#### [Exercise instructions]
Images are not part of the copy; write out the rest of the data exactly as given.

#### [Dataset content]
··········

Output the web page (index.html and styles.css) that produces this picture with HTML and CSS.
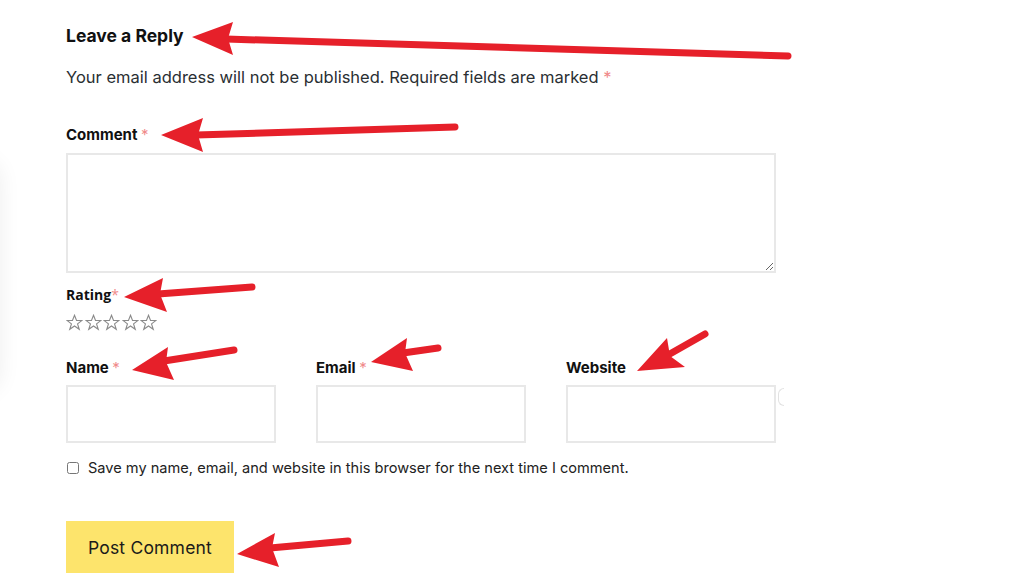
FILE: index.html
```html
<!DOCTYPE html>
<html lang="en">
<head>
    <meta charset="UTF-8">
    <meta name="viewport" content="width=device-width, initial-scale=1.0">
    <title>Leave a Reply</title>
    <link rel="stylesheet" href="styles.css">
</head>
<body>
    <div class="side-panel"></div>

    <div id="respond" class="comment-respond">
        <h3 class="reply-title">Leave a Reply</h3>
        <form id="commentform" class="comment-form">
            <p class="comment-notes">Your email address will not be published. Required fields are marked <span class="required">*</span></p>

            <div class="field field-comment">
                <label for="comment">Comment <span class="required">*</span></label>
                <textarea id="comment" name="comment" required></textarea>
            </div>

            <div class="field field-rating">
                <label class="rating-label">Rating<span class="required">*</span></label>
                <div class="stars">
                    <svg viewBox="0 0 20 20"><polygon points="10,1.5 12.4,7.6 18.8,7.6 13.6,11.6 15.6,18 10,14.1 4.4,18 6.4,11.6 1.2,7.6 7.6,7.6"/></svg>
                    <svg viewBox="0 0 20 20"><polygon points="10,1.5 12.4,7.6 18.8,7.6 13.6,11.6 15.6,18 10,14.1 4.4,18 6.4,11.6 1.2,7.6 7.6,7.6"/></svg>
                    <svg viewBox="0 0 20 20"><polygon points="10,1.5 12.4,7.6 18.8,7.6 13.6,11.6 15.6,18 10,14.1 4.4,18 6.4,11.6 1.2,7.6 7.6,7.6"/></svg>
                    <svg viewBox="0 0 20 20"><polygon points="10,1.5 12.4,7.6 18.8,7.6 13.6,11.6 15.6,18 10,14.1 4.4,18 6.4,11.6 1.2,7.6 7.6,7.6"/></svg>
                    <svg viewBox="0 0 20 20"><polygon points="10,1.5 12.4,7.6 18.8,7.6 13.6,11.6 15.6,18 10,14.1 4.4,18 6.4,11.6 1.2,7.6 7.6,7.6"/></svg>
                </div>
            </div>

            <div class="field-row">
                <div class="field">
                    <label for="author">Name <span class="required">*</span></label>
                    <input type="text" id="author" name="author" required>
                </div>
                <div class="field">
                    <label for="email">Email <span class="required">*</span></label>
                    <input type="email" id="email" name="email" required>
                </div>
                <div class="field field-url">
                    <label for="url">Website</label>
                    <input type="url" id="url" name="url">
                    <span class="url-edge"></span>
                </div>
            </div>

            <div class="cookies-consent">
                <input type="checkbox" id="cookies" name="cookies">
                <label for="cookies">Save my name, email, and website in this browser for the next time I comment.</label>
            </div>

            <button type="submit" class="submit">Post Comment</button>
        </form>
    </div>

    <!-- annotation arrows -->
    <svg class="arrows" viewBox="0 0 1015 578">
        <g class="shaft">
            <line x1="226" y1="39" x2="788" y2="56"/>
            <line x1="196" y1="135" x2="455" y2="127"/>
            <line x1="158" y1="294" x2="252" y2="287"/>
            <line x1="164" y1="361" x2="234" y2="350"/>
            <line x1="403" y1="353" x2="438" y2="348"/>
            <line x1="668" y1="355" x2="705" y2="334"/>
            <line x1="270" y1="548" x2="348" y2="541"/>
        </g>
        <g class="head">
            <polygon points="192,37 233,22 228,38.5 233,55"/>
            <polygon points="161,135 203,118 198,135 203,152"/>
            <polygon points="124,297 163,278 160,294 167,312"/>
            <polygon points="132,370 168,347 166,362 174,380"/>
            <polygon points="371,362 407,338 405,353 413,371"/>
            <polygon points="637,371 667,338 670,356 685,367"/>
            <polygon points="237,554 275,533 272,548 279,567"/>
        </g>
    </svg>
</body>
</html>
```

FILE: styles.css
```css
* {
    box-sizing: border-box;
}

body {
    margin: 0;
    background: #ffffff;
    color: #1b1b1b;
    font-family: 'Inter', 'Noto Sans', sans-serif;
    position: relative;
    min-height: 578px;
    overflow: hidden;
}

.side-panel {
    position: absolute;
    left: -40px;
    top: 160px;
    width: 40px;
    height: 232px;
    border-radius: 20px;
    box-shadow: 0 0 22px rgba(0, 0, 0, 0.07);
}

.comment-respond {
    padding: 24px 0 0 66px;
    width: 776px;
}

.reply-title {
    margin: 0;
    font-size: 17.5px;
    line-height: 24px;
    font-weight: 700;
    color: #111;
}

.comment-form {
    display: flex;
    flex-direction: column;
}

.comment-notes {
    margin: 17px 0 0;
    font-size: 16.5px;
    line-height: 24px;
    color: #2a2f33;
}

.required {
    color: #f08a8a;
}

.field {
    display: flex;
    flex-direction: column;
}

.field label {
    font-size: 15px;
    line-height: 20px;
    font-weight: 700;
    color: #111;
}

.field-comment {
    margin-top: 36px;
}

textarea,
.field input {
    margin-top: 8px;
    border: 2px solid #e8e8e8;
    background: #fff;
    border-radius: 0;
    font: inherit;
    outline: none;
}

textarea {
    width: 710px;
    height: 120px;
    resize: vertical;
}

.field-rating {
    margin-top: 12px;
}

.field-rating .rating-label {
    font-family: 'Open Sans', sans-serif;
    font-size: 14px;
}

.stars {
    margin-top: 7px;
    display: flex;
    gap: 1.5px;
    height: 20px;
    align-items: center;
}

.stars svg {
    width: 17px;
    height: 17px;
    fill: none;
    stroke: #8a8a8a;
    stroke-width: 1.3;
}

.field-row {
    margin-top: 26px;
    display: grid;
    grid-template-columns: repeat(3, 210px);
    column-gap: 40px;
}

.field .required {
    font-weight: 400;
}

.field input {
    height: 58px;
    width: 210px;
    margin-top: 7px;
}

.field-url {
    position: relative;
}

.url-edge {
    position: absolute;
    left: 212px;
    top: 30px;
    width: 6px;
    height: 18px;
    border: 1.5px solid #e2e2e2;
    border-right: none;
    border-radius: 9px 0 0 9px;
}

.cookies-consent {
    margin-top: 15px;
    display: flex;
    align-items: center;
    gap: 9px;
    height: 20px;
}

.cookies-consent input {
    margin: 0 0 0 1px;
    width: 12px;
    height: 12px;
}

.cookies-consent label {
    font-size: 14.6px;
    color: #222;
}

.submit {
    margin-top: 43px;
    align-self: flex-start;
    width: 168px;
    height: 52px;
    background: #fde46c;
    color: #1a1a1a;
    border: none;
    border-radius: 0;
    font-family: inherit;
    font-size: 17.5px;
    letter-spacing: 0.2px;
    cursor: pointer;
}

.arrows {
    position: absolute;
    top: 0;
    left: 0;
    width: 1015px;
    height: 578px;
    pointer-events: none;
}

.arrows .shaft line {
    stroke: #e6202a;
    stroke-width: 7;
    stroke-linecap: round;
}

.arrows .head polygon {
    fill: #e6202a;
}
```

··········

#### [Exercise output]
Output the web page (index.html and styles.css) that produces this picture with HTML and CSS.
FILE: index.html
```html
<!DOCTYPE html>
<html lang="en">
<head>
    <meta charset="UTF-8">
    <meta name="viewport" content="width=device-width, initial-scale=1.0">
    <title>Leave a Reply</title>
    <link rel="stylesheet" href="styles.css">
</head>
<body>
    <div class="side-panel"></div>

    <div id="respond" class="comment-respond">
        <h3 class="reply-title">Leave a Reply</h3>
        <form id="commentform" class="comment-form">
            <p class="comment-notes">Your email address will not be published. Required fields are marked <span class="required">*</span></p>

            <div class="field field-comment">
                <label for="comment">Comment <span class="required">*</span></label>
                <textarea id="comment" name="comment" required></textarea>
            </div>

            <div class="field field-rating">
                <label class="rating-label">Rating<span class="required">*</span></label>
                <div class="stars">
                    <svg viewBox="0 0 20 20"><polygon points="10,1.5 12.4,7.6 18.8,7.6 13.6,11.6 15.6,18 10,14.1 4.4,18 6.4,11.6 1.2,7.6 7.6,7.6"/></svg>
                    <svg viewBox="0 0 20 20"><polygon points="10,1.5 12.4,7.6 18.8,7.6 13.6,11.6 15.6,18 10,14.1 4.4,18 6.4,11.6 1.2,7.6 7.6,7.6"/></svg>
                    <svg viewBox="0 0 20 20"><polygon points="10,1.5 12.4,7.6 18.8,7.6 13.6,11.6 15.6,18 10,14.1 4.4,18 6.4,11.6 1.2,7.6 7.6,7.6"/></svg>
                    <svg viewBox="0 0 20 20"><polygon points="10,1.5 12.4,7.6 18.8,7.6 13.6,11.6 15.6,18 10,14.1 4.4,18 6.4,11.6 1.2,7.6 7.6,7.6"/></svg>
                    <svg viewBox="0 0 20 20"><polygon points="10,1.5 12.4,7.6 18.8,7.6 13.6,11.6 15.6,18 10,14.1 4.4,18 6.4,11.6 1.2,7.6 7.6,7.6"/></svg>
                </div>
            </div>

            <div class="field-row">
                <div class="field">
                    <label for="author">Name <span class="required">*</span></label>
                    <input type="text" id="author" name="author" required>
                </div>
                <div class="field">
                    <label for="email">Email <span class="required">*</span></label>
                    <input type="email" id="email" name="email" required>
                </div>
                <div class="field field-url">
                    <label for="url">Website</label>
                    <input type="url" id="url" name="url">
                    <span class="url-edge"></span>
                </div>
            </div>

            <div class="cookies-consent">
                <input type="checkbox" id="cookies" name="cookies">
                <label for="cookies">Save my name, email, and website in this browser for the next time I comment.</label>
            </div>

            <button type="submit" class="submit">Post Comment</button>
        </form>
    </div>

    <!-- annotation arrows -->
    <svg class="arrows" viewBox="0 0 1015 578">
        <g class="shaft">
            <line x1="226" y1="39" x2="788" y2="56"/>
            <line x1="196" y1="135" x2="455" y2="127"/>
            <line x1="158" y1="294" x2="252" y2="287"/>
            <line x1="164" y1="361" x2="234" y2="350"/>
            <line x1="403" y1="353" x2="438" y2="348"/>
            <line x1="668" y1="355" x2="705" y2="334"/>
            <line x1="270" y1="548" x2="348" y2="541"/>
        </g>
        <g class="head">
            <polygon points="192,37 233,22 228,38.5 233,55"/>
            <polygon points="161,135 203,118 198,135 203,152"/>
            <polygon points="124,297 163,278 160,294 167,312"/>
            <polygon points="132,370 168,347 166,362 174,380"/>
            <polygon points="371,362 407,338 405,353 413,371"/>
            <polygon points="637,371 667,338 670,356 685,367"/>
            <polygon points="237,554 275,533 272,548 279,567"/>
        </g>
    </svg>
</body>
</html>
```

FILE: styles.css
```css
* {
    box-sizing: border-box;
}

body {
    margin: 0;
    background: #ffffff;
    color: #1b1b1b;
    font-family: 'Inter', 'Noto Sans', sans-serif;
    position: relative;
    min-height: 578px;
    overflow: hidden;
}

.side-panel {
    position: absolute;
    left: -40px;
    top: 160px;
    width: 40px;
    height: 232px;
    border-radius: 20px;
    box-shadow: 0 0 22px rgba(0, 0, 0, 0.07);
}

.comment-respond {
    padding: 24px 0 0 66px;
    width: 776px;
}

.reply-title {
    margin: 0;
    font-size: 17.5px;
    line-height: 24px;
    font-weight: 700;
    color: #111;
}

.comment-form {
    display: flex;
    flex-direction: column;
}

.comment-notes {
    margin: 17px 0 0;
    font-size: 16.5px;
    line-height: 24px;
    color: #2a2f33;
}

.required {
    color: #f08a8a;
}

.field {
    display: flex;
    flex-direction: column;
}

.field label {
    font-size: 15px;
    line-height: 20px;
    font-weight: 700;
    color: #111;
}

.field-comment {
    margin-top: 36px;
}

textarea,
.field input {
    margin-top: 8px;
    border: 2px solid #e8e8e8;
    background: #fff;
    border-radius: 0;
    font: inherit;
    outline: none;
}

textarea {
    width: 710px;
    height: 120px;
    resize: vertical;
}

.field-rating {
    margin-top: 12px;
}

.field-rating .rating-label {
    font-family: 'Open Sans', sans-serif;
    font-size: 14px;
}

.stars {
    margin-top: 7px;
    display: flex;
    gap: 1.5px;
    height: 20px;
    align-items: center;
}

.stars svg {
    width: 17px;
    height: 17px;
    fill: none;
    stroke: #8a8a8a;
    stroke-width: 1.3;
}

.field-row {
    margin-top: 26px;
    display: grid;
    grid-template-columns: repeat(3, 210px);
    column-gap: 40px;
}

.field .required {
    font-weight: 400;
}

.field input {
    height: 58px;
    width: 210px;
    margin-top: 7px;
}

.field-url {
    position: relative;
}

.url-edge {
    position: absolute;
    left: 212px;
    top: 30px;
    width: 6px;
    height: 18px;
    border: 1.5px solid #e2e2e2;
    border-right: none;
    border-radius: 9px 0 0 9px;
}

.cookies-consent {
    margin-top: 15px;
    display: flex;
    align-items: center;
    gap: 9px;
    height: 20px;
}

.cookies-consent input {
    margin: 0 0 0 1px;
    width: 12px;
    height: 12px;
}

.cookies-consent label {
    font-size: 14.6px;
    color: #222;
}

.submit {
    margin-top: 43px;
    align-self: flex-start;
    width: 168px;
    height: 52px;
    background: #fde46c;
    color: #1a1a1a;
    border: none;
    border-radius: 0;
    font-family: inherit;
    font-size: 17.5px;
    letter-spacing: 0.2px;
    cursor: pointer;
}

.arrows {
    position: absolute;
    top: 0;
    left: 0;
    width: 1015px;
    height: 578px;
    pointer-events: none;
}

.arrows .shaft line {
    stroke: #e6202a;
    stroke-width: 7;
    stroke-linecap: round;
}

.arrows .head polygon {
    fill: #e6202a;
}
```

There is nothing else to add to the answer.